During the repeated loading and unloading tests on the soil samples, the resilience capacity increased in most circumstances, especially for sandy soil, of which the resilience capacity increased significantly. If time for the resilience of the soil mass was sufficient, the resilience capacity would have increased further. However, the resilience capacity of the soil mass would not increase without limits, because even with the repeated loading and unloading under the same loading volume, the deformation of the soil mass would also increase, a fact that has been proven by this test, as well as by the repeated loading and unloading tests conducted previously. Some irreversible plastic deformations have permanently been included in the soil mass deformation (Garlanger 1972). The sand soil in North China is not completely elastic. The sand would be quickly stabilized after deformation with either loading subsidence or unloading resilience, which is directly related to the great permeability of the sand. Similar results are also revealed by studies in other regions (VLade and Liu 1998; Zhang et al. 2010; Shamoto et al. 1997; Oda and Kazama 1998).
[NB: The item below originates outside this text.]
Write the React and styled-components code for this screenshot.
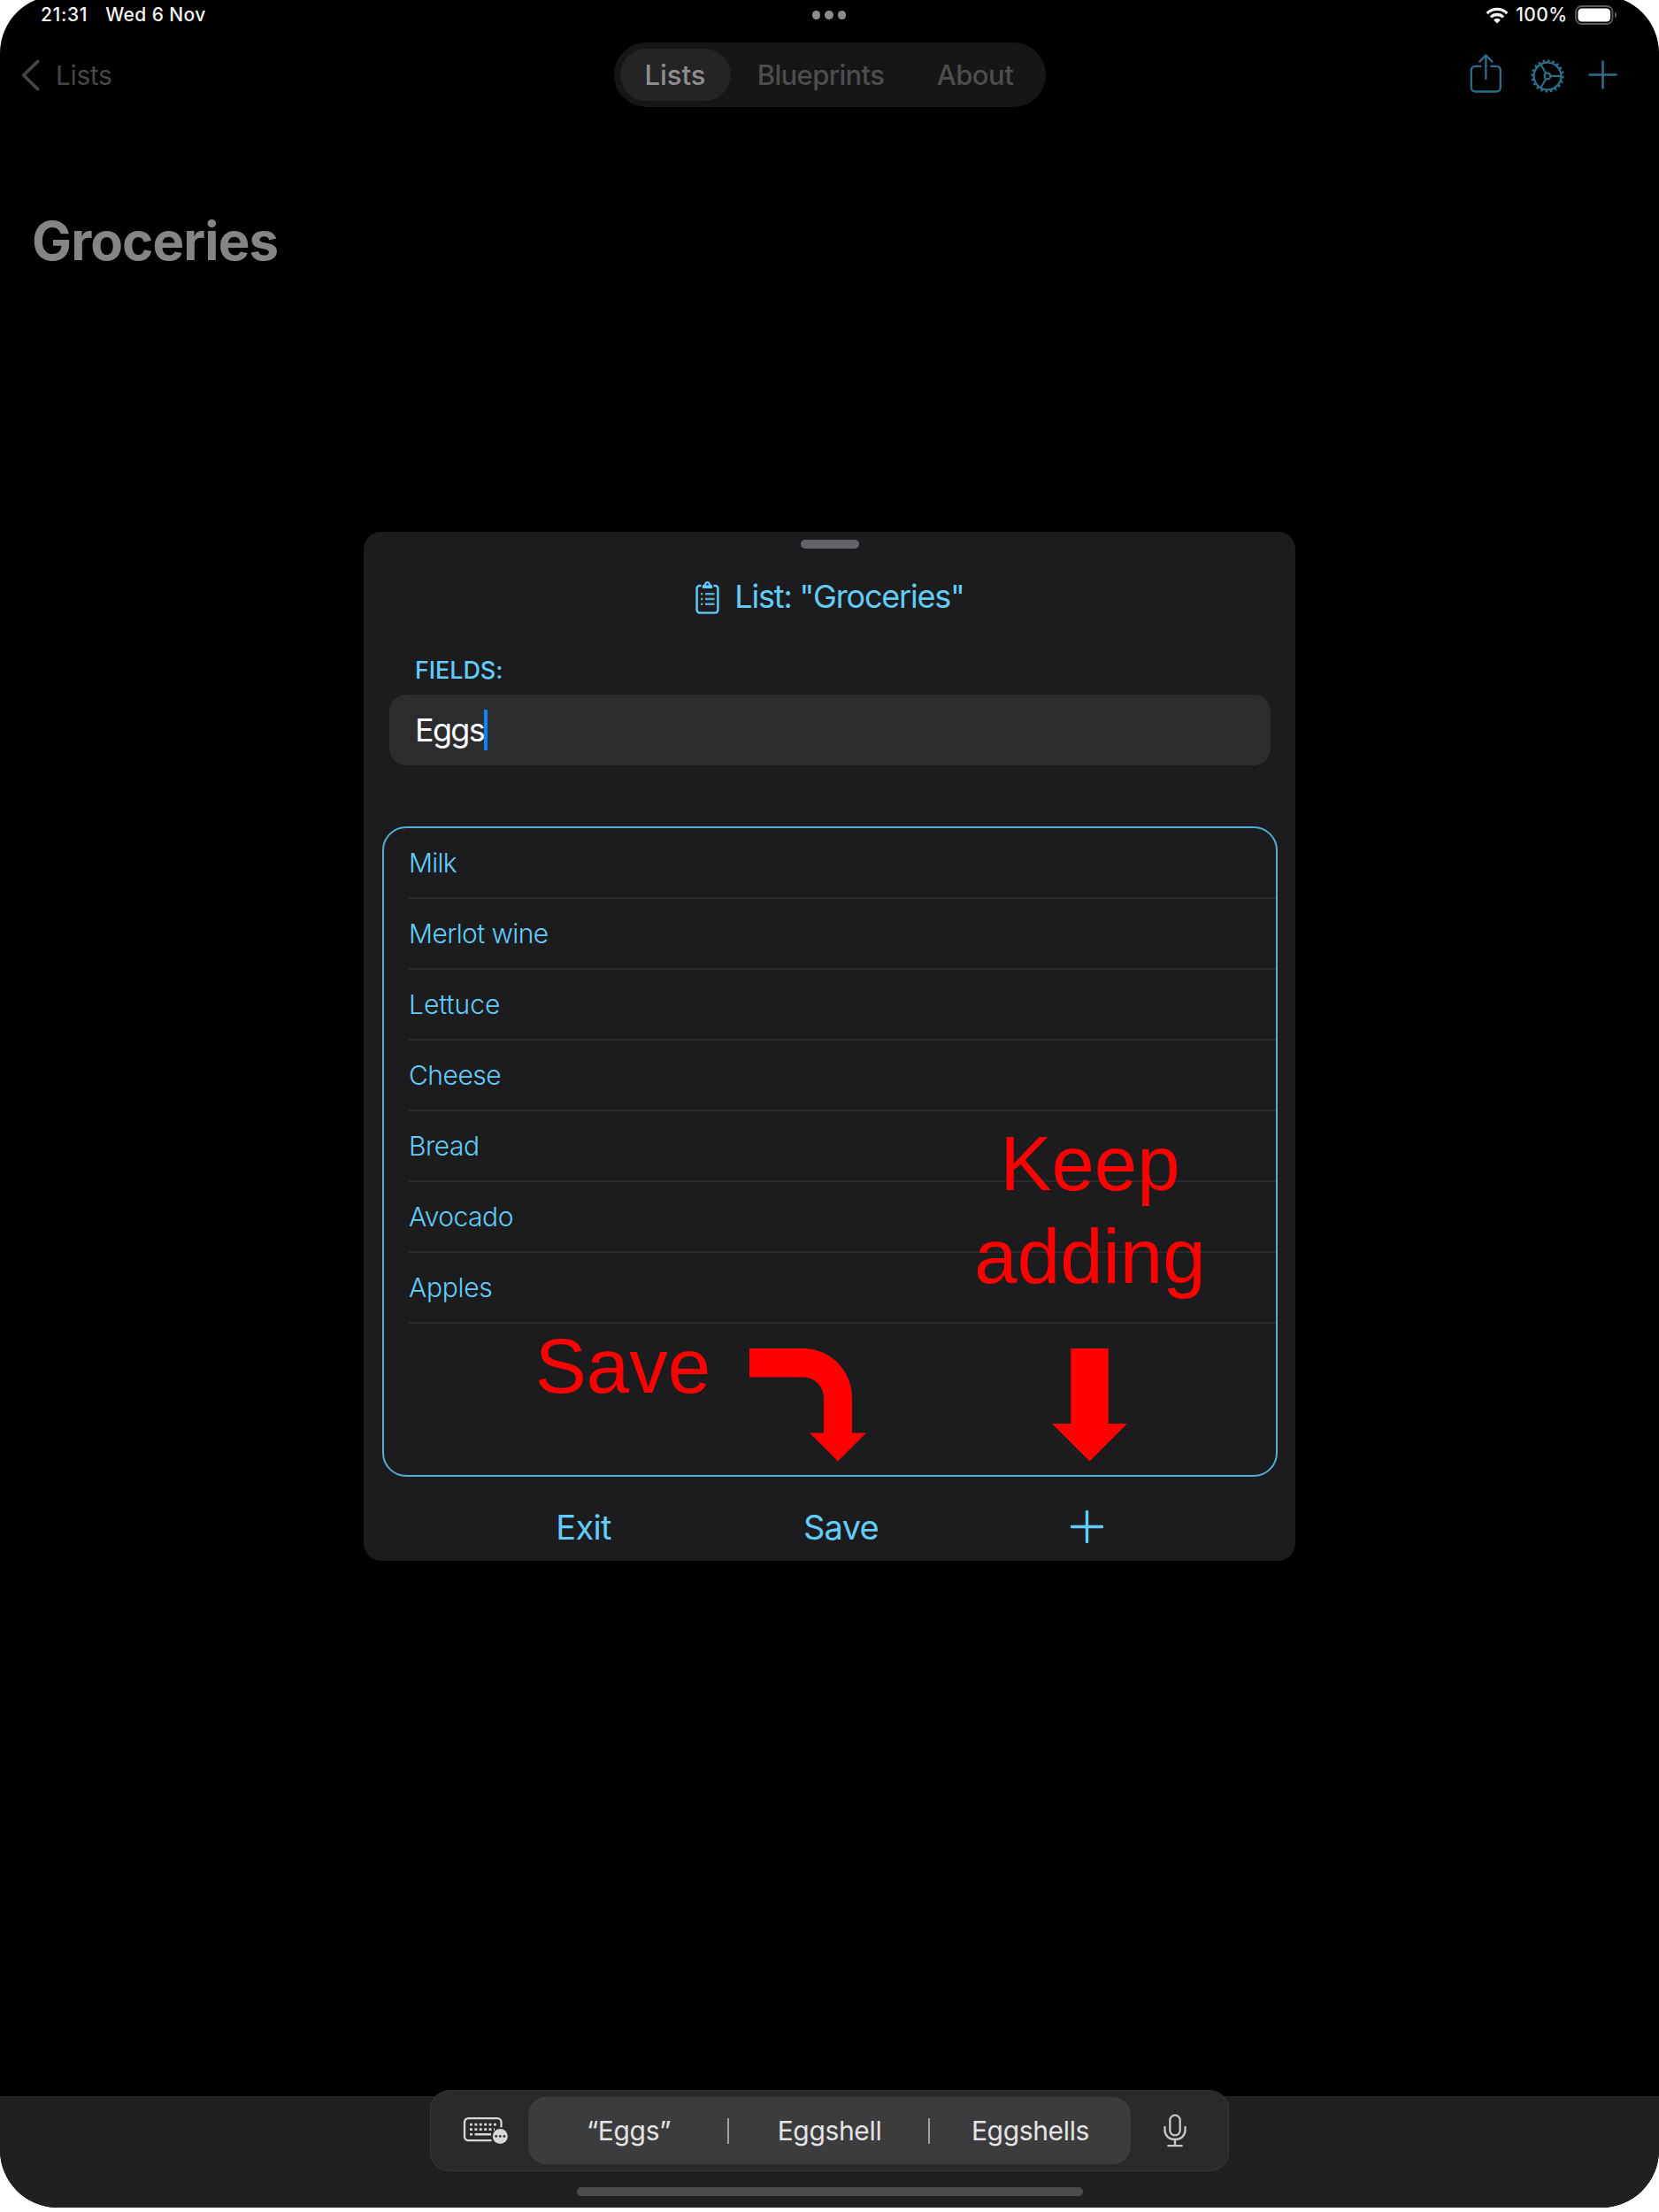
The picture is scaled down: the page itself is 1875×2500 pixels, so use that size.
import React from "react";
import styled, { createGlobalStyle } from "styled-components";

const CYAN = "#62cdfa";
const DIM_CYAN = "#2f6d88";

const GlobalStyle = createGlobalStyle`
  *, *::before, *::after { box-sizing: border-box; }
  body {
    margin: 0;
    background: #fff;
    font-family: Inter, Roboto, sans-serif;
  }
`;

const Page = styled.div`
  width: 1875px;
  height: 2500px;
  overflow: hidden;
  background: #fff;
`;

const Device = styled.div`
  width: 1875px;
  height: 2500px;
  margin-top: -5px;
  padding-top: 5px;
  border-radius: 65px;
  overflow: hidden;
  background: #000;
  display: flex;
  flex-direction: column;
`;

const StatusBar = styled.div`
  display: grid;
  grid-template-columns: 1fr auto 1fr;
  align-items: center;
  height: 34px;
  padding: 0 47.5px 0 46px;
`;

const StatusGroup = styled.div`
  display: flex;
  align-items: center;
  justify-content: ${(p) => (p.$end ? "flex-end" : "flex-start")};
  gap: ${(p) => p.$gap}px;
`;

const StatusText = styled.span`
  font-size: 21px;
  font-weight: 500;
  line-height: 26px;
  letter-spacing: ${(p) => p.$track || 0}px;
  color: #f4f4f4;
  white-space: nowrap;
`;

const Dots = styled.div`
  display: flex;
  gap: 5px;
`;

const Dot = styled.i`
  width: 9.5px;
  height: 9.5px;
  border-radius: 50%;
  background: #8c8c8c;
`;

const NavBar = styled.nav`
  display: grid;
  grid-template-columns: 1fr auto 1fr;
  align-items: center;
  height: 101px;
  padding: 0 23px;
`;

const BackLink = styled.div`
  display: flex;
  align-items: center;
  gap: 16px;
  font-size: 30px;
  line-height: 40px;
  letter-spacing: -0.4px;
  color: #464647;
`;

const Tabs = styled.div`
  display: flex;
  align-items: center;
  width: 488px;
  height: 73px;
  padding: 0 7px;
  border-radius: 37px;
  background: #161617;
`;

const Tab = styled.div`
  display: flex;
  align-items: center;
  justify-content: center;
  width: ${(p) => p.$width}px;
  height: 59px;
  border-radius: 30px;
  font-size: 31px;
  font-weight: 500;
  letter-spacing: ${(p) => p.$track || 0}px;
  color: ${(p) => (p.$active ? "#8e8e8f" : "#4d4d4f")};
  background: ${(p) => (p.$active ? "#242426" : "transparent")};
`;

const NavActions = styled.div`
  display: flex;
  align-items: flex-start;
  justify-content: flex-end;
  height: 47px;
  padding-right: 24px;
`;

const NavIcon = styled.span`
  display: flex;
  margin-left: ${(p) => p.$gap || 0}px;
  padding-top: ${(p) => p.$drop || 0}px;
`;

const PageTitle = styled.h1`
  margin: 101px 0 0 36px;
  font-size: 60px;
  line-height: 72px;
  font-weight: 700;
  letter-spacing: -0.9px;
  color: #858585;
`;

const Sheet = styled.section`
  align-self: center;
  flex: none;
  display: flex;
  flex-direction: column;
  width: 1053px;
  height: 1163px;
  margin-top: 293px;
  padding: 9px 20.5px 0 21px;
  border-radius: 20px;
  background: #1c1c1e;
`;

const Grabber = styled.div`
  align-self: center;
  flex: none;
  width: 66px;
  height: 9.5px;
  border-radius: 5px;
  background: #646468;
`;

const SheetTitle = styled.h2`
  display: flex;
  align-items: center;
  justify-content: center;
  gap: 17.5px;
  height: 40px;
  margin: 34.5px 0 0;
  font-size: 36px;
  font-weight: 400;
  letter-spacing: -1.2px;
  color: ${CYAN};
`;

const FieldLabel = styled.label`
  height: 30px;
  margin: 49px 0 0 37px;
  font-size: 27px;
  line-height: 30px;
  font-weight: 500;
  letter-spacing: -0.1px;
  color: ${CYAN};
`;

const Field = styled.div`
  flex: none;
  display: flex;
  align-items: center;
  height: 80px;
  margin: 12px 8px 0;
  padding-left: 29px;
  border-radius: 19px;
  background: #2c2c2e;
  font-size: 36px;
  letter-spacing: -1.7px;
  color: #fff;
`;

const Caret = styled.i`
  width: 3.5px;
  height: 46px;
  border-radius: 1px;
  background: #0a84ff;
`;

const ListBox = styled.div`
  position: relative;
  flex: none;
  height: 735px;
  margin-top: 69px;
  padding-left: 28px;
  border: 2px solid #53aed6;
  border-radius: 27px;
`;

const ListRow = styled.div`
  display: flex;
  align-items: center;
  height: 80px;
  border-bottom: 2px solid #29292b;
  font-size: 30px;
  font-weight: 300;
  letter-spacing: ${(p) => p.$track}px;
  color: ${CYAN};
`;

const Note = styled.div`
  position: absolute;
  left: ${(p) => p.$x}px;
  top: ${(p) => p.$y}px;
  width: ${(p) => p.$width}px;
  font-family: "Liberation Sans", Arial, sans-serif;
  font-size: 87px;
  line-height: 105px;
  text-align: center;
  color: #f00;
`;

const NoteArrow = styled.svg`
  position: absolute;
  left: ${(p) => p.$x}px;
  top: 587.5px;
  fill: #f00;
`;

const SheetFooter = styled.div`
  flex: 1;
  display: flex;
  align-items: center;
  padding-top: 18px;
`;

const FooterButton = styled.div`
  display: flex;
  align-items: center;
  justify-content: center;
  width: ${(p) => p.$width}px;
  margin-left: ${(p) => p.$gap}px;
  font-size: 38px;
  letter-spacing: -0.7px;
  color: ${CYAN};
`;

const KeyboardDock = styled.div`
  flex: none;
  height: 126px;
  margin-top: auto;
  background: #202020;
  display: flex;
  flex-direction: column;
  align-items: center;
`;

const Suggestions = styled.div`
  flex: none;
  display: flex;
  align-items: center;
  width: 903px;
  height: 92px;
  margin-top: -7px;
  border: 1px solid #383838;
  border-top-color: #2f2f2f;
  border-radius: 22px;
  background: #2a2a2a;
`;

const DockIcon = styled.div`
  display: flex;
  align-items: center;
  justify-content: center;
  width: ${(p) => p.$width}px;
  padding-left: ${(p) => p.$inset || 0}px;
`;

const Words = styled.div`
  display: flex;
  align-items: center;
  width: 681px;
  height: 76px;
  border-radius: 20px;
  background: #3c3c3e;
`;

const Word = styled.div`
  flex: 1;
  text-align: center;
  font-size: 30px;
  letter-spacing: -0.35px;
  color: #e4e4e4;
`;

const Divider = styled.i`
  width: 2px;
  height: 29px;
  margin: 0 0 0 -2px;
  background: #a0a0a2;
`;

const HomeIndicator = styled.div`
  width: 572px;
  height: 10px;
  margin-top: 17.5px;
  border-radius: 5px;
  background: #4c4c4c;
`;

const WifiIcon = () => (
  <svg width="26" height="19" viewBox="0 0 26 19" fill="none" stroke="#f4f4f4" strokeWidth="3.3">
    <path d="M1.6 7.1a16.2 16.2 0 0 1 22.8 0" />
    <path d="M5.9 11.4a10.1 10.1 0 0 1 14.2 0" />
    <path d="M13 18.4l-3.9-4a5.6 5.6 0 0 1 7.8 0z" fill="#f4f4f4" stroke="none" />
  </svg>
);

const BatteryIcon = () => (
  <svg width="48" height="22" viewBox="0 0 48 22" fill="none">
    <rect x="1" y="1" width="41.5" height="20" rx="6.5" stroke="#5c5c5c" strokeWidth="1.8" />
    <rect x="3.4" y="3.4" width="36.7" height="15.2" rx="4.4" fill="#fff" />
    <path d="M45 7.5c3 1.6 3 5.4 0 7z" fill="#5c5c5c" />
  </svg>
);

const ShareIcon = () => (
  <svg width="36" height="44" viewBox="0 0 36 44" fill="none" stroke={DIM_CYAN} strokeWidth="2.3" strokeLinecap="round" strokeLinejoin="round">
    <path d="M12.3 13.8H6.2a4.4 4.4 0 0 0-4.4 4.4v19.9a4.4 4.4 0 0 0 4.4 4.4h24.2a4.4 4.4 0 0 0 4.4-4.4V18.2a4.4 4.4 0 0 0-4.4-4.4h-6.1" />
    <path d="M18.3 28V2" />
    <path d="M11.3 8.6l7-7.1 7 7.1" />
  </svg>
);

const GearIcon = () => (
  <svg width="38" height="38" viewBox="0 0 38 38" fill="none" stroke={DIM_CYAN}>
    <circle cx="19" cy="19" r="15.4" strokeWidth="2.3" />
    <circle cx="19" cy="19" r="17.2" strokeWidth="2.8" pathLength="40" strokeDasharray="0.95 1.05" />
    <circle cx="19" cy="19" r="3.4" strokeWidth="2.2" />
    <path d="M22.4 19H34M17.3 16l-5.9-10.2M17.3 22l-5.9 10.2" strokeWidth="2.2" />
  </svg>
);

const PlusIcon = ({ size, color, stroke }) => (
  <svg width={size} height={size} viewBox={`0 0 ${size} ${size}`} stroke={color} strokeWidth={stroke} strokeLinecap="round">
    <path d={`M${size / 2} 1.5V${size - 1.5}M1.5 ${size / 2}H${size - 1.5}`} />
  </svg>
);

const BackChevron = () => (
  <svg width="24" height="38" viewBox="0 0 24 38" fill="none" stroke="#464647" strokeWidth="3.6" strokeLinecap="round" strokeLinejoin="round">
    <path d="M19.7 3.4L3.6 19l16.1 15.6" />
  </svg>
);

const ClipboardIcon = () => (
  <svg width="27" height="40" viewBox="0 0 27 40" fill="none" stroke={CYAN} strokeWidth="2.4">
    <path d="M6.5 8H4.6a3 3 0 0 0-3 3v24.6a3 3 0 0 0 3 3h17.8a3 3 0 0 0 3-3V11a3 3 0 0 0-3-3h-1.9" />
    <path d="M7.9 11V8.4c0-1.3.8-1.9 2.1-2 .4-2.1 1.7-3.5 3.5-3.5s3.1 1.4 3.5 3.5c1.3.1 2.1.7 2.1 2V11z" fill={CYAN} stroke="none" />
    <circle cx="13.5" cy="6.4" r="1.2" fill="#1c1c1e" stroke="none" />
    <path d="M11 17.3h10.5M11 23h10.5M11 28.7h10.5M6 17.3h2.3M6 23h2.3M6 28.7h2.3" strokeWidth="2.5" opacity="0.8" />
  </svg>
);

const KeyboardIcon = () => (
  <svg width="52" height="32" viewBox="0 0 52 32" fill="none" stroke="#d8d8d8">
    <path d="M32.5 27.2H6.3a4.3 4.3 0 0 1-4.3-4.3V6.4a4.3 4.3 0 0 1 4.3-4.3h32.9a4.3 4.3 0 0 1 4.3 4.3v5.8" strokeWidth="2.3" />
    <path d="M8 9.2h31M8 14.6h28" strokeWidth="2.8" strokeDasharray="2.9 2.5" />
    <path d="M8 20.2h2.9M13.5 20.2h18.5" strokeWidth="2.5" />
    <circle cx="42.3" cy="22.4" r="8.5" fill="#d8d8d8" stroke="none" />
    <g fill="#333" stroke="none">
      <circle cx="37.7" cy="22.4" r="1.4" />
      <circle cx="42.3" cy="22.4" r="1.4" />
      <circle cx="46.9" cy="22.4" r="1.4" />
    </g>
  </svg>
);

const MicIcon = () => (
  <svg width="26" height="38" viewBox="0 0 26 38" fill="none" stroke="#c8c8c8" strokeWidth="2.3" strokeLinecap="round">
    <rect x="7.3" y="1.6" width="11.4" height="22.8" rx="5.7" />
    <path d="M1.5 15v3.2C1.5 24.7 6.4 29 13 29s11.5-4.3 11.5-10.8V15" />
    <path d="M13 29v6.8M5.3 36.2h15.4" />
  </svg>
);

const items = [
  { name: "Milk", track: -0.75 },
  { name: "Merlot wine", track: -0.6 },
  { name: "Lettuce", track: 0 },
  { name: "Cheese", track: -0.5 },
  { name: "Bread", track: -0.5 },
  { name: "Avocado", track: -0.5 },
  { name: "Apples", track: -0.3 },
];

export default function App() {
  return (
    <Page>
      <GlobalStyle />
      <Device>
        <StatusBar>
          <StatusGroup $gap={20}>
            <StatusText $track={0.65}>21:31</StatusText>
            <StatusText $track={0.4}>Wed 6 Nov</StatusText>
          </StatusGroup>
          <Dots>
            <Dot />
            <Dot />
            <Dot />
          </Dots>
          <StatusGroup $gap={8} $end>
            <WifiIcon />
            <StatusText $track={0.4}>100%</StatusText>
            <BatteryIcon />
          </StatusGroup>
        </StatusBar>

        <NavBar>
          <BackLink>
            <BackChevron />
            Lists
          </BackLink>
          <Tabs>
            <Tab $active $width={125}>Lists</Tab>
            <Tab $width={204} $track={-0.65}>Blueprints</Tab>
            <Tab $width={145} $track={-0.5}>About</Tab>
          </Tabs>
          <NavActions>
            <NavIcon><ShareIcon /></NavIcon>
            <NavIcon $gap={33} $drop={6}><GearIcon /></NavIcon>
            <NavIcon $gap={27} $drop={7}><PlusIcon size={33} color={DIM_CYAN} stroke={2.6} /></NavIcon>
          </NavActions>
        </NavBar>

        <PageTitle>Groceries</PageTitle>

        <Sheet>
          <Grabber />
          <SheetTitle>
            <ClipboardIcon />
            List: "Groceries"
          </SheetTitle>
          <FieldLabel>FIELDS:</FieldLabel>
          <Field>
            Eggs
            <Caret />
          </Field>
          <ListBox>
            {items.map(({ name, track }) => (
              <ListRow key={name} $track={track}>{name}</ListRow>
            ))}
            <Note $x={160} $y={555} $width={220}>Save</Note>
            <Note $x={648} $y={326} $width={300}>
              Keep
              <br />
              adding
            </Note>
            <NoteArrow $x={413} width="132" height="128" viewBox="0 0 132 128">
              <path d="M0 0H61A55 56 0 0 1 116 56V95.5H132L100 127.5L68 95.5H84V56A23 23.5 0 0 0 61 32.5H0Z" />
            </NoteArrow>
            <NoteArrow $x={755} width="85" height="128" viewBox="0 0 85 128">
              <path d="M21.3 0H63.7V85H85L42.5 127.5L0 85H21.3Z" />
            </NoteArrow>
          </ListBox>
          <SheetFooter>
            <FooterButton $width={120} $gap={167.5}>Exit</FooterButton>
            <FooterButton $width={140} $gap={161}>Save</FooterButton>
            <FooterButton $width={60} $gap={177.5}><PlusIcon size={37} color={CYAN} stroke={3.4} /></FooterButton>
          </SheetFooter>
        </Sheet>

        <KeyboardDock>
          <Suggestions>
            <DockIcon $width={110} $inset={14}><KeyboardIcon /></DockIcon>
            <Words>
              <Word>“Eggs”</Word>
              <Divider />
              <Word>Eggshell</Word>
              <Divider />
              <Word>Eggshells</Word>
            </Words>
            <DockIcon $width={100}><MicIcon /></DockIcon>
          </Suggestions>
          <HomeIndicator />
        </KeyboardDock>
      </Device>
    </Page>
  );
}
Constrained by the drilling methods, the sandy soil samples are more easily disturbed and difficult to collect compared with the cohesive soil samples. These factors might have influenced the testing results. However, through large quantities of tests, the basic resilience properties of North China can still be reflected.

Conclusions

Based on compression tests over the deep soil in different sites of North China, the following conclusions can be drawn:

1. 1.

   The resilience capacity of soil mass is a variable, the unloading stress is a constant, and the unloading resilience capacity of soil mass under a smaller stress was greater than that under a heavier stress. When unloaded at a fixed stress point, the greater the unloading stress was, the greater the resilience capacity would be. The soils with different properties in the study areas have all shown this kind of characteristic, demonstrating that the timing and intensity of land subsidence treatment need to be adequately considered. Earlier treatment can lead to larger degree of water level restoration (at least, the recharged water level should, at minimum, exceed the average variation amplitude of multi-year seasonal water level) and higher resilience capacity, and result in more effective treatment.

2. 2.

   The soil mass is elastoplastic. Test results show that the resilience capacity (C _s/C _c) ranges between 1.63 and 37.6 % in the study areas with an average of 14.7 %. The sand is not completely elastic, and its resilience capacity is generally lower than that of the clay, however, under the influence of repeated loading and unloading, the resilience capacity increment of the sand was much higher than that of the clay. The sand is still elastoplastic even after unlimited repetitions of loading or unloading.

3. 3.

   Regarding the combination of factors that impact the soils, as is indicated by the grey system theory, the soil mass resilience capacity is primarily influenced by the void ratio (e), the water content (w/%), the content of sand particles (particle diameter Φ > 0.075), the compression index (c _c), the lateral stress k ₀, the liquid index (I _L), the burial depth (h/m), the resilience index (c _s), the plasticity index (I _p), and the content of clay particles (Φ ≤ 0.005 /%), with a correlation degree more than 0.51. Regarding soil consistency, the soils with relatively higher resilience capacity mainly include the silty clay with the plasticity index (I _p) between 10.5 and 16.7, the clay with the plasticity index (I _p) between 17.1 and 25.3, and a small amount of silt with I _p between 7.0 and 9.0, while those with relatively lower resilience capacity include fine sand, silt sand, and calcareous-cemented soil.

4. 4.

   The resilience capacity of soil mass in the same region does not vary greatly, but that of soil masses in different regions differs significantly, due to regional characteristics.